» Secara tahunan pada Desember 2022, seluruh kota Indeks IHK mengalami inflasi.

» Pencabutan PPKM juga memicu demand pull atau inflasi dari sisi permintaan.

JAKARTA - Badan Pusat Statistik (BPS) mencatat inflasi sepanjang tahun 2022 mencapai 5,51 persen atau terjadi peningkatan Indeks Harga Konsumen (IHK) dari 107,66 pada Desember 2021 menjadi 113,59 pada Desember 2022.

"Inflasi tahunan terbesar berasal dari kelompok transportasi dengan inflasi 15,26 persen, memberikan andil sebesar 1,84 persen terhadap inflasi 2022," kata Kepala BPS, Margo Yuwono, di Jakarta, Senin (2/1).
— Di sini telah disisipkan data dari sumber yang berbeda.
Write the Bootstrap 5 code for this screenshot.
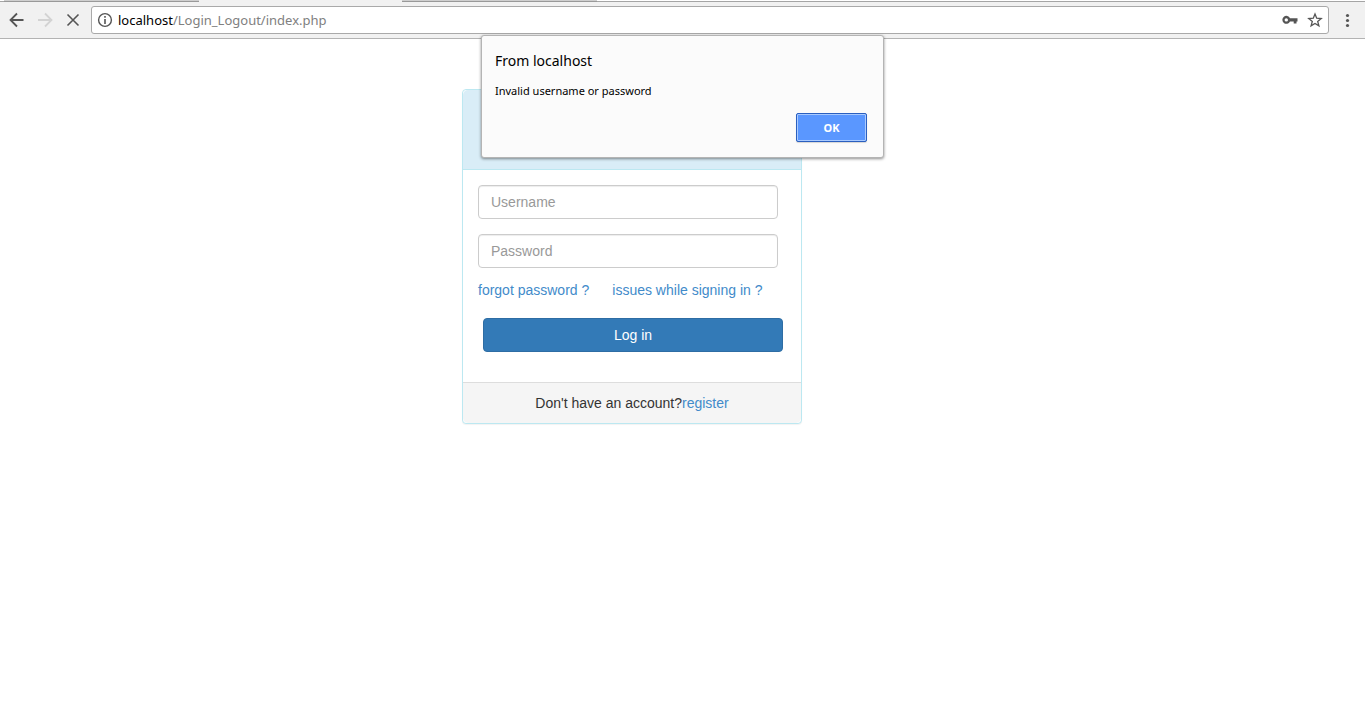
<!DOCTYPE html>
<html lang="en">
<head>
<meta charset="utf-8">
<meta name="viewport" content="width=device-width, initial-scale=1">
<title>Login</title>
<link href="https://cdn.jsdelivr.net/npm/bootstrap@5.3.0/dist/css/bootstrap.min.css" rel="stylesheet">
<style>
  body { font: 14px/20px "Liberation Sans", Arial, sans-serif; color: #333; background: #fff; }
  a { color: #428bca; text-decoration: none; }

  /* browser chrome */
  .browser { font-family: "Noto Sans", "Open Sans", sans-serif; }
  .tab-strip { height: 2px; padding-left: 4px; border-bottom: 1px solid #a5a5a5; }
  .tab-edge { width: 195px; height: 2px; background: #cfcfcf; border-bottom: 1px solid #999; }
  .tab-open { width: 203px; background: #f1f1f1; }
  .toolbar { height: 37px; padding: 0 8px 0 7px; background: #f1f1f1; border-bottom: 1px solid #b3b3b3; }
  .tool { width: 20px; height: 20px; margin-right: 8px; color: #555; }
  .address { height: 28px; padding: 0 5px; background: #fff; border: 1px solid #a9a9a9; border-radius: 3px; }
  .address-text { margin-left: 5px; font-size: 13px; color: #808080; }
  .address-text b { font-weight: 400; color: #000; }

  /* alert dialog */
  .alert-box { top: 35px; width: 403px; max-width: 100%; padding: 15px 16px 15px 13px; background: #fbfbfb; border: 1px solid #b4b4b4; border-radius: 3px; box-shadow: 0 1px 3px rgba(0,0,0,.45); color: #000; z-index: 10; }
  .alert-box h1 { font-size: 14px; line-height: 20px; margin: 0 0 12px; }
  .alert-box p { font-size: 11px; line-height: 16px; margin: 0 0 14px; }
  .btn-ok { width: 71px; height: 29px; font-size: 11px; font-weight: 700; line-height: 16px; color: #fff; background: #5a97ff; border: 1px solid #2a5fc0; border-radius: 2px; box-shadow: inset 0 0 0 1px #a9caff, 0 1px 1px rgba(0,0,0,.15); }

  /* login panel */
  .page { max-width: 1171px; padding: 50px 15px; }
  .login { width: 340px; max-width: 100%; border: 1px solid #bce8f1; border-radius: 4px; box-shadow: 0 1px 1px rgba(0,0,0,.05); }
  .login .card-header { height: 80px; background: #d9edf7; border-color: #bce8f1; }
  .login .card-body { padding: 15px 15px 30px; color: #333; }
  .login .card-footer { padding: 10px 15px; background: #f5f5f5; border-color: #ddd; color: #333; }
  .field { width: 300px; max-width: 100%; }
  .field.form-control { height: 34px; margin-bottom: 15px; padding: 6px 12px; font-size: 14px; line-height: 20px; border: 1px solid #ccc; border-radius: 4px; box-shadow: inset 0 1px 1px rgba(0,0,0,.075); }
  .field.form-control::placeholder { color: #999; }
  .help-links { gap: 23px; margin: -3px 0 18px; }
  .btn-login { height: 34px; margin-left: 5px; font-size: 14px; line-height: 20px; padding: 6px 12px; color: #fff; background: #337ab7; border: 1px solid #2e6da4; border-radius: 4px; }
  @media (min-width: 992px) { .login { margin-left: 350px; } }
</style>
</head>
<body>
<header class="browser">
  <div class="tab-strip d-flex">
    <div class="tab-edge"></div><div class="tab-edge tab-open border-0"></div><div class="tab-edge"></div>
  </div>
  <div class="toolbar d-flex align-items-center">
    <svg class="tool" viewBox="0 0 20 20" fill="none" stroke="currentColor" stroke-width="1.800" aria-hidden="true"><path d="M16.500 10H4M10 3.500 3.500 10 10 16.500"/></svg>
    <svg class="tool" viewBox="0 0 20 20" fill="none" stroke="#d3d3d3" stroke-width="1.800" aria-hidden="true"><path d="M3 10h13M10 3.500 16.500 10 10 16.500"/></svg>
    <svg class="tool" viewBox="0 0 20 20" fill="none" stroke="currentColor" stroke-width="1.600" aria-hidden="true"><path d="m4.500 4.500 11 11m0-11-11 11"/></svg>
    <div class="address d-flex flex-grow-1 align-items-center">
      <svg width="16" height="16" viewBox="0 0 16 16" fill="none" stroke="#555" aria-hidden="true"><circle cx="8" cy="8" r="6.400" stroke-width="1.400"/><path d="M8 7v5M8 4v1.700" stroke-width="1.600"/></svg>
      <div class="address-text flex-grow-1"><b>localhost</b>/Login_Logout/index.php</div>
      <svg class="me-2" width="18" height="16" viewBox="0 0 18 16" aria-hidden="true"><path fill="#555" fill-rule="evenodd" d="M9 6.200h7.500v3.200h-1v2h-2.800v-2H9a4 4 0 1 1 0-3.200ZM5.300 6.200a1.700 1.700 0 1 0 0 3.400 1.700 1.700 0 0 0 0-3.400Z"/></svg>
      <svg width="16" height="16" viewBox="0 0 16 16" fill="none" stroke="#555" stroke-width="1.300" aria-hidden="true"><path d="m8 2 1.700 4.200 4.500.3-3.500 2.900 1.200 4.400L8 11.400l-3.900 2.400 1.200-4.400-3.500-2.900 4.500-.3Z"/></svg>
    </div>
    <svg class="ms-2" width="20" height="20" viewBox="0 0 20 20" fill="#555" aria-hidden="true"><circle cx="10.500" cy="5.500" r="1.600"/><circle cx="10.500" cy="10.500" r="1.600"/><circle cx="10.500" cy="15.500" r="1.600"/></svg>
  </div>
</header>

<section class="alert-box browser position-absolute start-0 end-0 mx-auto" role="alertdialog" aria-labelledby="alert-title" aria-describedby="alert-text">
  <h1 id="alert-title" class="fw-normal">From localhost</h1>
  <p id="alert-text">Invalid username or password</p>
  <div class="d-flex justify-content-end"><button type="button" class="btn-ok p-0">OK</button></div>
</section>

<main class="page container">
  <form class="login card">
    <div class="card-header"></div>
    <div class="card-body">
      <input class="form-control field" type="text" placeholder="Username" aria-label="Username">
      <input class="form-control field" type="password" placeholder="Password" aria-label="Password">
      <div class="help-links d-flex"><a href="#">forgot password ?</a><a href="#">issues while signing in ?</a></div>
      <button type="submit" class="btn btn-login field">Log in</button>
    </div>
    <div class="card-footer text-center">Don't have an account?<a href="#">register</a></div>
  </form>
</main>
<script src="https://cdn.jsdelivr.net/npm/bootstrap@5.3.0/dist/js/bootstrap.bundle.min.js"></script>
</body>
</html>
Margo menyebut komoditas penyumbang inflasi secara tahunan tertinggi, antara lain bensin, bahan bakar rumah tangga, tarif angkutan udara, berasa, rokok kretek filter, telur ayam ras, dan harga kontrak rumah.

"Secara tahunan pada Desember 2022 seluruh kota Indeks IHK mengalami inflasi, dengan inflasi tertinggi terjadi di Kotabaru sebesar 8,65 persen dan terendah di Sorong sebesar 3,26 persen," katanya.
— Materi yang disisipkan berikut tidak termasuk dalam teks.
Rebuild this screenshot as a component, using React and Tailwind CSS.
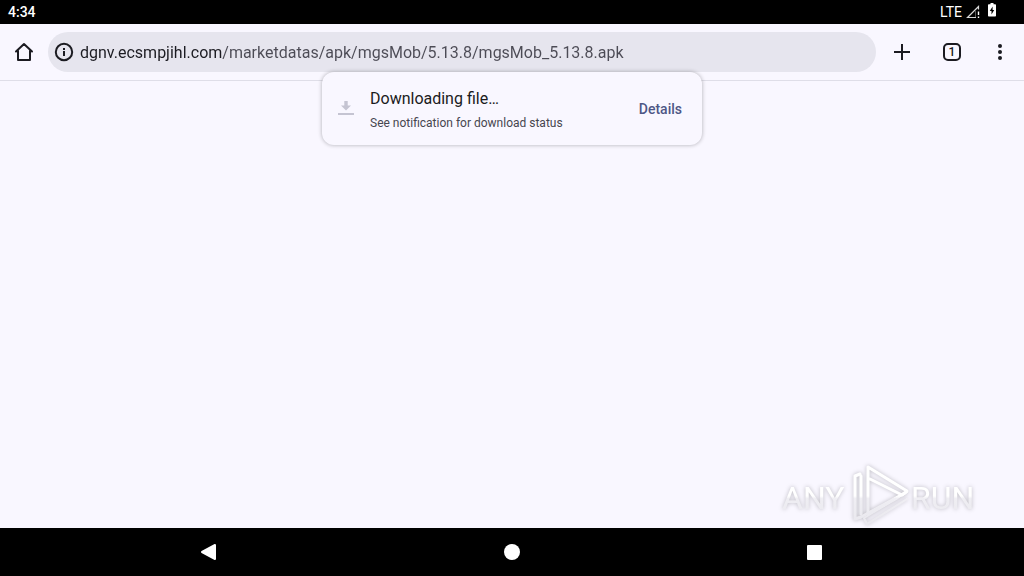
import React from "react";

function StatusBar() {
  return (
    <header className="flex h-6 shrink-0 items-center justify-between bg-black pr-7 pl-2 text-sm text-white">
      <time className="font-medium">4:34</time>
      <div className="flex items-center gap-1">
        <span>LTE</span>
        <svg className="h-3.5 w-3.5" viewBox="0 0 14 14" fill="none" aria-hidden="true">
          <path d="M10 12.500H1.500L12.500 1.500V4.500" stroke="#d8d8d8" strokeWidth="1.2" />
          <path d="M9.500 5V12" stroke="#555" strokeWidth="1" />
          <path d="M12.500 6.500V10M12.500 11.500V13" stroke="#fff" strokeWidth="1.4" />
        </svg>
        <svg className="mb-1 ml-1 h-3.5 w-2" viewBox="0 0 8 14" aria-hidden="true">
          <path d="M2.500 0h3v1.300H7.200c.5 0 .8.3.8.8v10.600c0 .5-.3.8-.8.8H.8c-.5 0-.8-.3-.8-.8V2.100c0-.5.3-.8.8-.8h1.700z" fill="#fff" />
          <path d="M4.600 3.500L1.800 8h1.700v3.500L6.200 7H4.600z" fill="#000" />
        </svg>
      </div>
    </header>
  );
}

function Toolbar() {
  return (
    <div className="flex h-[57px] shrink-0 items-center border-b border-[#dfdee8] text-[#1b1b21]">
      <button type="button" aria-label="Home" className="flex h-12 w-12 items-center justify-center">
        <svg className="h-6 w-6" viewBox="0 0 24 24" fill="none" stroke="currentColor" strokeWidth="2" strokeLinejoin="round" strokeLinecap="round" aria-hidden="true">
          <path d="M4 11.500L12 4l8 7.500M6 10.500V20h12v-9.500" />
        </svg>
      </button>
      <div className="flex h-10 flex-1 items-center rounded-full bg-[#e6e5ee]">
        <button type="button" aria-label="Site information" className="flex h-8 w-8 items-center justify-center">
          <svg className="h-5 w-5" viewBox="0 0 20 20" fill="none" aria-hidden="true">
            <circle cx="10" cy="10" r="8.200" stroke="currentColor" strokeWidth="2" />
            <path d="M10 9v5M10 6v2" stroke="currentColor" strokeWidth="2" />
          </svg>
        </button>
        <input
          type="text"
          aria-label="Web address"
          defaultValue="dgnv.ecsmpjihl.com/marketdatas/apk/mgsMob/5.13.8/mgsMob_5.13.8.apk"
          className="h-10 min-w-0 flex-1 bg-[linear-gradient(to_right,#1b1b21_142px,#4c4b55_142px)] bg-clip-text text-base text-transparent outline-none"
        />
      </div>
      <div className="flex items-center pl-0.5">
        <button type="button" aria-label="New tab" className="flex h-12 w-12 items-center justify-center">
          <svg className="h-6 w-6" viewBox="0 0 24 24" stroke="currentColor" strokeWidth="2" aria-hidden="true">
            <path d="M4 12h16M12 4v16" />
          </svg>
        </button>
        <button type="button" aria-label="Switch tabs" className="flex h-12 w-[52px] items-center justify-center">
          <span className="flex h-[18px] w-[18px] items-center justify-center rounded-[5px] border-2 border-current text-xs leading-none font-medium">
            1
          </span>
        </button>
        <button type="button" aria-label="Menu" className="flex h-12 w-[46px] items-center justify-start pl-[10px]">
          <svg className="h-6 w-6" viewBox="0 0 24 24" fill="currentColor" aria-hidden="true">
            <circle cx="12" cy="6" r="2" />
            <circle cx="12" cy="12" r="2" />
            <circle cx="12" cy="18" r="2" />
          </svg>
        </button>
      </div>
    </div>
  );
}

function DownloadMessage() {
  return (
    <div
      role="status"
      className="absolute -top-[9px] left-1/2 flex h-[73px] w-[380px] -translate-x-1/2 items-center rounded-xl bg-[#f9f7ff] pr-5 pl-4 shadow-[0_0_4px_rgba(0,0,0,0.3)]"
    >
      <svg className="h-4 w-4 shrink-0" viewBox="0 0 16 16" fill="#c5c4d2" aria-hidden="true">
        <path d="M6.300 0h3.400v4.500H13L8 9.500 3 4.500h3.300zM0 12h16v2H0z" />
      </svg>
      <div className="flex-1 pt-0.5 pl-4">
        <p className="text-base leading-6 text-[#1b1b21]">Downloading file…</p>
        <p className="pt-0.5 text-xs leading-5 text-[#47464f]">See notification for download status</p>
      </div>
      <button type="button" className="text-sm font-medium text-[#4f5786]">
        Details
      </button>
    </div>
  );
}

function Watermark() {
  return (
    <div className="absolute right-12 bottom-0 h-16 w-[196px]">
      <svg className="h-full w-full overflow-visible drop-shadow-[0_0_2px_rgba(0,0,0,0.25)]" viewBox="0 0 196 64" role="img" aria-label="ANY RUN">
        <defs>
          <linearGradient id="fade" x1="0" y1="0" x2="0" y2="64" gradientUnits="userSpaceOnUse">
            <stop offset="0.5" stopColor="#ffffff" />
            <stop offset="0.54" stopColor="#efeef3" />
            <stop offset="1" stopColor="#e8e7ed" />
          </linearGradient>
        </defs>
        <g fill="url(#fade)" fontFamily="Roboto, sans-serif" fontSize="32">
          <text x="2" y="45">ANY</text>
          <text x="131" y="45">RUN</text>
        </g>
        <g fill="none" stroke="url(#fade)" strokeWidth="3" strokeLinejoin="round" strokeLinecap="round">
          <path d="M80 10L75 12V55L81 53L125 29" />
          <path d="M81 50V12M88 50V3L127 27L122 31L90 15M88 50L117 34" />
          <path d="M127 28L84 54L87 60L127 35" strokeWidth="2" />
        </g>
      </svg>
    </div>
  );
}

function NavigationBar() {
  return (
    <nav aria-label="System navigation" className="flex h-12 shrink-0 items-center justify-around bg-black px-[58px] text-white">
      <button type="button" aria-label="Back" className="flex h-12 w-12 items-center justify-center">
        <svg className="h-6 w-6" viewBox="0 0 24 24" fill="currentColor" stroke="currentColor" strokeWidth="2" strokeLinejoin="round" aria-hidden="true">
          <path d="M5 12L18 5v14z" />
        </svg>
      </button>
      <button type="button" aria-label="Home screen" className="flex h-12 w-12 items-center justify-center">
        <span className="h-4 w-4 rounded-full bg-white" />
      </button>
      <button type="button" aria-label="Recent apps" className="flex h-12 w-12 items-center justify-center">
        <span className="h-[15px] w-[15px] rounded-[1px] bg-white" />
      </button>
    </nav>
  );
}

export default function App() {
  return (
    <div className="flex min-h-screen flex-col bg-[#f9f7ff] font-['Roboto',sans-serif]">
      <StatusBar />
      <Toolbar />
      <main className="relative flex-1">
        <DownloadMessage />
        <Watermark />
      </main>
      <NavigationBar />
    </div>
  );
}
Dilihat menurut komponen, pada Desember 2022, tekanan inflasi tahunan komponen harga bergejolak menunjukkan pelemahan dibanding bulan sebelumnya yakni dari 5,70 persen menjadi 5,52 persen atau menyumbang terhadap inflasi pada Desember 2022 sebesar 0,05 persen.

Sebaliknya, peningkatan inflasi komponen inti dan diatur pemerintah mendorong inflasi tahunan Desember 2022 mencapai 5,51 persen atau lebih tinggi dari bulan sebelumnya yang sebesar 5,42 persen.

Komponen harga diatur pemerintah mengalami inflasi tahunan sebesar 13,34 persen pada Desember 2022 atau lebih tinggi dibandingkan November 2022 dengan inflasi 13,01 persen.

"Komponen ini memberikan andil terbesar dari inflasi tahunan Desember 2022 sebesar 2,36 persen," kata Margo sebagaimana dikutip Antara.

Sementara itu, komponen inti mengalami inflasi 3,36 persen atau lebih tinggi dari bulan sebelumnya sebesar 3,30 persen sehingga komponen ini menyumbang inflasi 2,20 persen,

Inflasi tertinggi di Pulau Sumatera sepanjang 2022 terjadi di Bukittinggi dengan inflasi 7,76 persen, di Pulau Jawa terjadi di Bandung sebesar 7,45 persen, dan di Bali serta Nusa Tenggara terjadi di Kupang dengan inflasi 7,07 persen.

Berharap BBM Turun

Direktur Center of Economic and Law Studies (Celios), Bhima Yudisthira, mengatakan inflasi yang cukup tinggi akan bertahan setidaknya sampai tahun 2023. Beberapa faktor perlu diwaspadai.

Gejala harga minyak mentah masih tinggi di 80 dollar AS per barel terpengaruh larangan ekspor minyak Russia ke negara G7 terutama Eropa.

"Masyarakat tentu berharap harga BBM (bahan bakar minyak) akan turun, tetapi situasi di pasar energi masih belum menentu. Inflasi pangan pun harus diwaspadai," kata Bhima.

Data organisasi pangan dunia (FAO) menunjukkan indeks harga beras rata-rata internasional mencapai 114,6 atau konsisten naik sejak 2021. Di mana-mana terjadi krisis pangan maka pemerintah perlu intervensi tata niaga dan hulu pertanian sehingga stok pangan terjamin sampai akhir 2023.

Pencabutan PPKM juga memicu demand pull atau inflasi dari sisi permintaan. Makin banyak masyarakat belanja di luar rumah, semakin tinggi dorongan inflasi.

"Jangan sampai inflasi yang bertahan tinggi bisa sebabkan penambahan jumlah orang miskin baru," ucap Bhima.

Senada dengan Bhima, Ekonom Bank Mandiri Faisal Rachman mengingatkan inflasi inti berpotensi menguat seiring pencabutan kebijakan pemberlakuan pembatasan kegiatan masyarakat (PPKM).

"Inflasi inti diprediksi akan terus menguat seiring dengan keputusan pemerintah untuk mencabut kebijakan PPKM, yang selanjutnya akan mendorong mobilitas masyarakat dan permintaan," kata Faisal dalam keterangan resmi yang diterima di Jakarta, Senin.

Selain itu, naiknya inflasi inti juga akan didorong oleh meningkatnya harga emas pada periode perlambatan ekonomi global dan normalisasi moneter (tapering-off) yang sedang berlangsung.